In the case of a photograph (or slide) originally from a film camera, you have to use a hardware device called a scanner, which attaches directly to your computer (think of a copy machine). The scanner converts the image to digital format--something your computer can recognize (computer language).

In the case of a digital camera, the image is taken in digital format, so you don't have to convert it. But you still have to get the image to your computer's hard disk. Usually, a digital camera will come with a cable that links directly to your computer.

Most digital cameras also use Memory Cards or Memory Sticks. These are like little floppy disks, where the digital camera stores the image (computer language).

If you use Memory Cards or Sticks, you still need a way to get the image to your computer. Usually, this is by way of another piece of hardware called a Card Reader. The Card Reader usually plugs into a USB port, and you insert the Memory Card into it (like a tiny floppy), and transfer or copy the images to your computer.

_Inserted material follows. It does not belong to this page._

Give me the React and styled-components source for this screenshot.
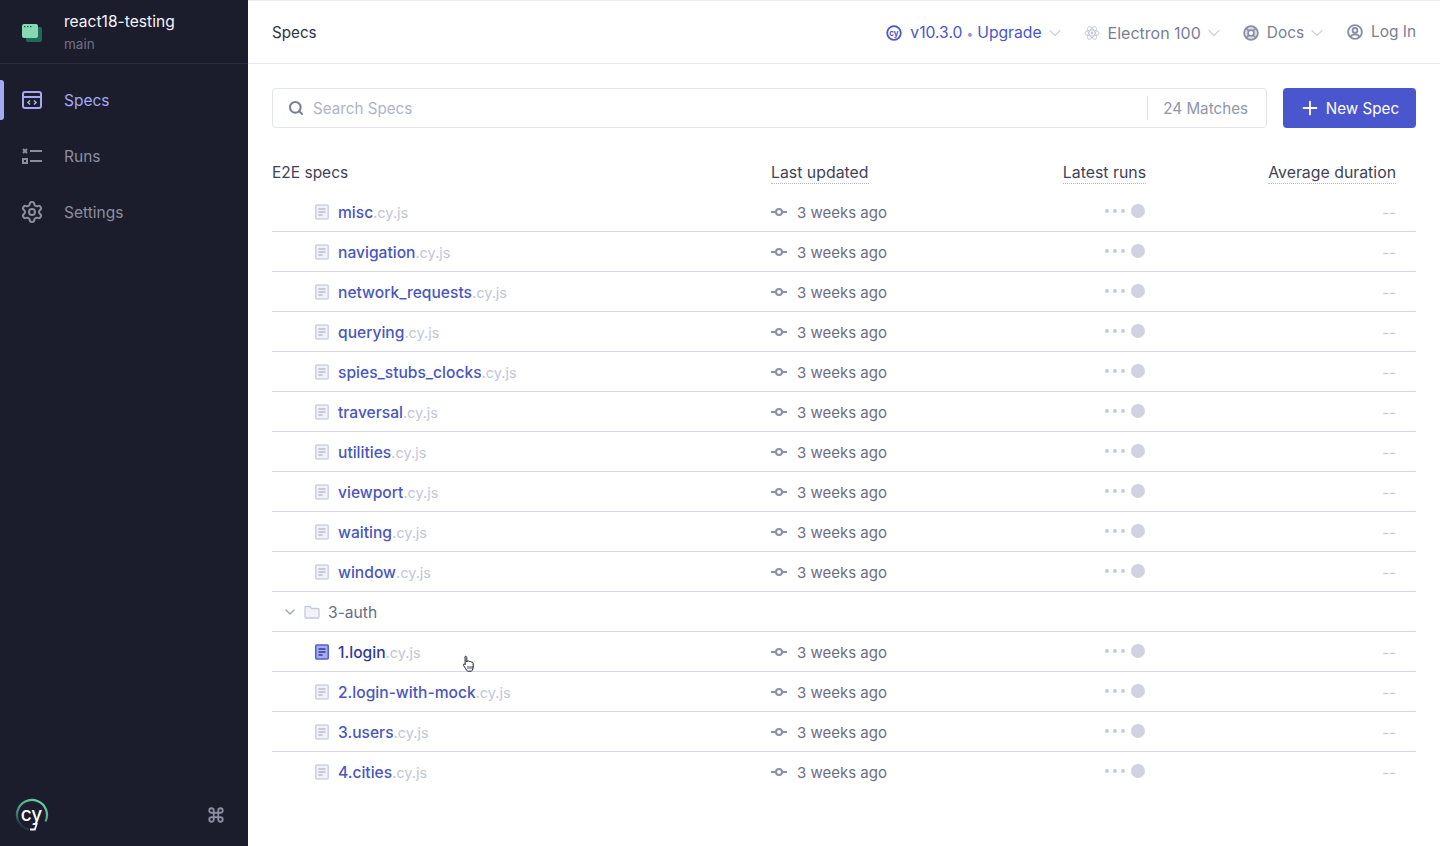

Loading is a term used to transfer/upload files OR transfer/download files to a computer. You can download items from somewhere else to your computer (import, bring). You can upload items to the Internet (send, export). Items may include software programs, images, data (as in Microsoft Word or Excel files), music, movies, etc.

Scanning is the term used to scan images, or, for example, a page from a book. You scan and save the image (in computer language) to your hard disk.

For digital cameras, the images are already in the format the computer will recognize. You download images from your camera to your computer.

If you are talking about getting an image from a web site and saving it to your hard disk--that's downloading an existing image (one that is already in computer recognizable format). You can do that by putting your cursor over the image's icon and drag the icon to your hard disk. This will save the image to your hard disk. There are other ways of doing this, but I'd need more specifics to tell you how.

And to confuse things even more, you can now take your film to someplace like Wolf Camera, and they will save the images directly to a CD (again, think floppy disk), which you then put in your computer and use as you will.

So, what are you trying to do--scan an existing photograph or slide taken by a film camera, download digital files from your digital camera and saving them to your hard disk, or download digital images from the web?